Food Safety When Flying Without a Probe
Tactile cues are for quality, not safety. Poultry and ground meats must be verified for safety; during training, confirm at least once that chicken hits 165°F (74°C) in the thickest part away from bone. Keep raw and cooked tools separate, and change gloves after handling raw meats. Hold cooked barbecue above 140°F (60°C) or chill below 40°F (4°C); avoid the 40–140°F (4–60°C) danger zone. Get leftovers wrapped and chilled within 2 hours (1 hour if ambient is above 90°F/32°C), and reheat to 165°F (74°C) before serving. Clean skewers, tongs, and cutting boards with hot, soapy water and sanitize to prevent cross‑contamination.
Practice Plan and Progression
Start with a pork shoulder to map the feel of collagen melt, validating once with a thermometer at the end.
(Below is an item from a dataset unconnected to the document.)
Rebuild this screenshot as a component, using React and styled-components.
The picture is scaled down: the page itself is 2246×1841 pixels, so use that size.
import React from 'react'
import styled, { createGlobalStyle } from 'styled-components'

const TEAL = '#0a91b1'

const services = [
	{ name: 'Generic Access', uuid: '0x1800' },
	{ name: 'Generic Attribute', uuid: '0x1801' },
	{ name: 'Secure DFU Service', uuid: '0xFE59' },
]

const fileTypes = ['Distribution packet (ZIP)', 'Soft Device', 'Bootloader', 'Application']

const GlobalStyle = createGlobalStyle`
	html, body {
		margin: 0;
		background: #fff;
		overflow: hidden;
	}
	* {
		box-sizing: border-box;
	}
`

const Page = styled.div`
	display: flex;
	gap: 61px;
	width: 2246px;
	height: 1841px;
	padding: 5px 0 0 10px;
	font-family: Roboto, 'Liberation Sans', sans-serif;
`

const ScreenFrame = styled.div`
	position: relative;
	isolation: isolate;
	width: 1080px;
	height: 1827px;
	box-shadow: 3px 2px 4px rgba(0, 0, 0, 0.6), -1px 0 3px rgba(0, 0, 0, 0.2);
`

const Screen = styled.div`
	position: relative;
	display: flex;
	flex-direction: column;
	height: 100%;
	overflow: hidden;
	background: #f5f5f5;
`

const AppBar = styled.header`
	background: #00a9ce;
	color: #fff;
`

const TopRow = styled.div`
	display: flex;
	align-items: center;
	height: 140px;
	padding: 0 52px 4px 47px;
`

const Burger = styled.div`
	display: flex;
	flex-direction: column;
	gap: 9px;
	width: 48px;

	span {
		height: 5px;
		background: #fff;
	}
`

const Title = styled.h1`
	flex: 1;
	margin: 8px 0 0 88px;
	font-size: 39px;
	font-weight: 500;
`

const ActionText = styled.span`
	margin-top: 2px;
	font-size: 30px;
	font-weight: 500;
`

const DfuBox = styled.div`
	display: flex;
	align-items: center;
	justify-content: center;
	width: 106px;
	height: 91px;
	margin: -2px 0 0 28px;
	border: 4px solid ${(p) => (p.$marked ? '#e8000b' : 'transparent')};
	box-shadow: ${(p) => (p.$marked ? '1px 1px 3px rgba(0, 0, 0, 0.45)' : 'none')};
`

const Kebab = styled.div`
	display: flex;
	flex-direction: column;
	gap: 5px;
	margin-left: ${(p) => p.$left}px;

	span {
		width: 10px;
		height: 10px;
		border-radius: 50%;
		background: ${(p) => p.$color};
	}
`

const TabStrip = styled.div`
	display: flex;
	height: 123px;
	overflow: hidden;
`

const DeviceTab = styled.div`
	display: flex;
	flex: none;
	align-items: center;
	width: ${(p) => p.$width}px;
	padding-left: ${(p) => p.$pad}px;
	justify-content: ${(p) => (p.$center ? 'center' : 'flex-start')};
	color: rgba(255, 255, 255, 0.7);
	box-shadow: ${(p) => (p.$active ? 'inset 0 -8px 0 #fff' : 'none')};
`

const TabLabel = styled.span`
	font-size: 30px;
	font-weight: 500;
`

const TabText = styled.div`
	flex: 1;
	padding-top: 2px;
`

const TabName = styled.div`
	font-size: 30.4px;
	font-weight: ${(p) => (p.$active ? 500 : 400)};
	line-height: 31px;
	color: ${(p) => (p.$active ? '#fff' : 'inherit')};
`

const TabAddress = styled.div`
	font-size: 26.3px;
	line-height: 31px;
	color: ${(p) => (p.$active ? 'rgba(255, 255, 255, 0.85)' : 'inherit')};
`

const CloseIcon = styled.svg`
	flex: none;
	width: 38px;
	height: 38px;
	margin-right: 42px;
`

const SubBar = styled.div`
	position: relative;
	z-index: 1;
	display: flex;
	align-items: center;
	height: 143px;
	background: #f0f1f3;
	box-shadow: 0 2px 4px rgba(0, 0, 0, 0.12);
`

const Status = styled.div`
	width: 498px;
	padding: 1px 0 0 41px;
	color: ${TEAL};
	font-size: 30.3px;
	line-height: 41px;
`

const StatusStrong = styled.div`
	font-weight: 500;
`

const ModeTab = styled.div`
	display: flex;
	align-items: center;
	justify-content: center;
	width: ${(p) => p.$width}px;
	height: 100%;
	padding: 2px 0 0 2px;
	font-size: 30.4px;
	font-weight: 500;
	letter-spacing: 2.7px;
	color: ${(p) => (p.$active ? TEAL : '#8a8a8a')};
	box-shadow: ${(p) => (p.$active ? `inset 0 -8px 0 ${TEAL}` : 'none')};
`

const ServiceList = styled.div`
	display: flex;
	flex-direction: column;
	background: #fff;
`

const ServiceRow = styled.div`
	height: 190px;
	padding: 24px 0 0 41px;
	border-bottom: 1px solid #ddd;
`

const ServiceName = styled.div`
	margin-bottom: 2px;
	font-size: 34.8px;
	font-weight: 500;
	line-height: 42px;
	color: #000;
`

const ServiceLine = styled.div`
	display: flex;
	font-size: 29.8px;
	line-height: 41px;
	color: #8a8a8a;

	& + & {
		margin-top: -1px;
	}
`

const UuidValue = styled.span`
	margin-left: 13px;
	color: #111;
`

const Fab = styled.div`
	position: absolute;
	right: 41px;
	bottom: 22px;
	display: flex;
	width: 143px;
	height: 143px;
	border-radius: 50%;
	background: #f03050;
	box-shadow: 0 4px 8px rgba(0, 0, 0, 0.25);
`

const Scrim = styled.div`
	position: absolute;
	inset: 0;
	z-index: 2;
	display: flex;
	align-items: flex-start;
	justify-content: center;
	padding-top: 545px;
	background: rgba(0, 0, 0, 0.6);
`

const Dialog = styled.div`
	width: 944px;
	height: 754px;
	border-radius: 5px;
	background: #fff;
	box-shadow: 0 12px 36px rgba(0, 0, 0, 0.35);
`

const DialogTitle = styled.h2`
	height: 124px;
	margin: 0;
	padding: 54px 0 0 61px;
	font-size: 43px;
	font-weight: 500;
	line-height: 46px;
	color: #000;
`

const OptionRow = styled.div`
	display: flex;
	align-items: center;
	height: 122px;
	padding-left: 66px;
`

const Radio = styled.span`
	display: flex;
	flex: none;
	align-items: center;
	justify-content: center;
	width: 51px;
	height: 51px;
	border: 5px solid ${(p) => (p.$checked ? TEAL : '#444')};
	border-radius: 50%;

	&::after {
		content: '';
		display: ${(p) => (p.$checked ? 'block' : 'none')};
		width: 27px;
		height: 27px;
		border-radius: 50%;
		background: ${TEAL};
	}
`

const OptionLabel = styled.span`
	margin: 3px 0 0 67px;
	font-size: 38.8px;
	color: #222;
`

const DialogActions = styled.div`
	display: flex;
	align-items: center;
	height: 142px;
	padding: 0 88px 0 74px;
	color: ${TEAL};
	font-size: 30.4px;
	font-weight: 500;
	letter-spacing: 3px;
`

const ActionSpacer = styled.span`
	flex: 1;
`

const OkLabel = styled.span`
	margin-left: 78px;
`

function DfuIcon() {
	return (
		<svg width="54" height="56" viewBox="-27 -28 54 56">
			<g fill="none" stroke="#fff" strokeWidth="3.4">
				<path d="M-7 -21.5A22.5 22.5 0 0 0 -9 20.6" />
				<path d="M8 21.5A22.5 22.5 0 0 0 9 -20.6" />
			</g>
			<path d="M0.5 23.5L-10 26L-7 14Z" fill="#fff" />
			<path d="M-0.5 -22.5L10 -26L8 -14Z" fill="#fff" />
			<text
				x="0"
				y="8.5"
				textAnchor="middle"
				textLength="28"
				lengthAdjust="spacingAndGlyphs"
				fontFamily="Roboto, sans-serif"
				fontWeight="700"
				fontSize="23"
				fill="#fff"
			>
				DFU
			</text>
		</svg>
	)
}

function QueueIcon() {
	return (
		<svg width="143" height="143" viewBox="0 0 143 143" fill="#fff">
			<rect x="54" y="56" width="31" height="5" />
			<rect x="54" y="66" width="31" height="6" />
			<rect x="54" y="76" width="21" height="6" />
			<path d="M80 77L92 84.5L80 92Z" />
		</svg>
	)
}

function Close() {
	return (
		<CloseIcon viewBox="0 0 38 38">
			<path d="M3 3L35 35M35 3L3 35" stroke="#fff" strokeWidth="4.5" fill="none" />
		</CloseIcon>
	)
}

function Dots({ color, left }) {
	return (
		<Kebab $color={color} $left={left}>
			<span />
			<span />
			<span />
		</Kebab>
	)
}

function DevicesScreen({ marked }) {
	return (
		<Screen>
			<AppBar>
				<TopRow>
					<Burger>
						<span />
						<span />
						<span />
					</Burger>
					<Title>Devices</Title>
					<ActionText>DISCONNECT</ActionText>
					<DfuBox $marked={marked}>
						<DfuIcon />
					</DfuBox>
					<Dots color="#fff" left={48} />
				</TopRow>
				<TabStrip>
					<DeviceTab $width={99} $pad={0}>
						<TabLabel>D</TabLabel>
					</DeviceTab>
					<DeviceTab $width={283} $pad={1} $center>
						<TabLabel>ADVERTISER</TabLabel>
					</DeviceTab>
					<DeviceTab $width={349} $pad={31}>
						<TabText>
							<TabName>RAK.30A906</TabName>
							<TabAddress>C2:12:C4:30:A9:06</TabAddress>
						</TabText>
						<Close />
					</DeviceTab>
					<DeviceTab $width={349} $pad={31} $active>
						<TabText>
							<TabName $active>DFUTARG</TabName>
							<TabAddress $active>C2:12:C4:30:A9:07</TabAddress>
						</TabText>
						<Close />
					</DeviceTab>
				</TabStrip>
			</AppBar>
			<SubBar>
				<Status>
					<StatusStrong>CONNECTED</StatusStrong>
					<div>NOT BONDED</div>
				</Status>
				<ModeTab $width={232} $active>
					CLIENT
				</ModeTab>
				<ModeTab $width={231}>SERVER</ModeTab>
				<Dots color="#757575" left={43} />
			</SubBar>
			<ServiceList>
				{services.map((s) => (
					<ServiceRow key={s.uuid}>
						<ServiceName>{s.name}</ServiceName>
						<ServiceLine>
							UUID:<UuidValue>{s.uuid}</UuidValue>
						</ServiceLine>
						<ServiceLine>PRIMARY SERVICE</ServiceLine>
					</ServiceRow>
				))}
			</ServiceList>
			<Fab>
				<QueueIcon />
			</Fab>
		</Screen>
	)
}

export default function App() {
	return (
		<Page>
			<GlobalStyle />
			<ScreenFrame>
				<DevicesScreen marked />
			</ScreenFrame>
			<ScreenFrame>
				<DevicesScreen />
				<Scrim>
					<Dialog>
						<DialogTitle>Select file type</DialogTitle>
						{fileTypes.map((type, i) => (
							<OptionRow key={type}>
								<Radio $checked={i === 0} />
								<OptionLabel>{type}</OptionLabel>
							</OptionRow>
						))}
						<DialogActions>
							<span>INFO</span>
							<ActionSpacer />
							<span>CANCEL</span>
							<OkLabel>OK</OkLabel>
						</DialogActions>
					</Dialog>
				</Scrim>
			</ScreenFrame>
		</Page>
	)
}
Move to spare ribs to master the bend and toothpick tests, then to brisket to learn the difference between a soft point and an honest, ready flat. Add chicken thighs to learn skin rendering and joint looseness, and finish with sausage to perfect the squeeze test. Keep notes on pit temp behavior, wrap timing, bark feel, and the exact moment your probe started to glide. After a few reps, your hands will tell you more than a display ever could.
Notes
- Use the calibration cook to pair feel with a single verification temperature; after that, trust the cues.
- Probe multiple locations—especially lean sections—to avoid being fooled by fat pockets.
- Only wrap after bark is dry and set; wrapping too early muddies cues.
- If in doubt on poultry, temp it. Quality by feel, safety by thermometer.
- Keep a cook log of pit behavior, wrap timing, and feel descriptions to accelerate learning.
- Practice on budget cuts first; repetition is the fastest path to reliable instincts.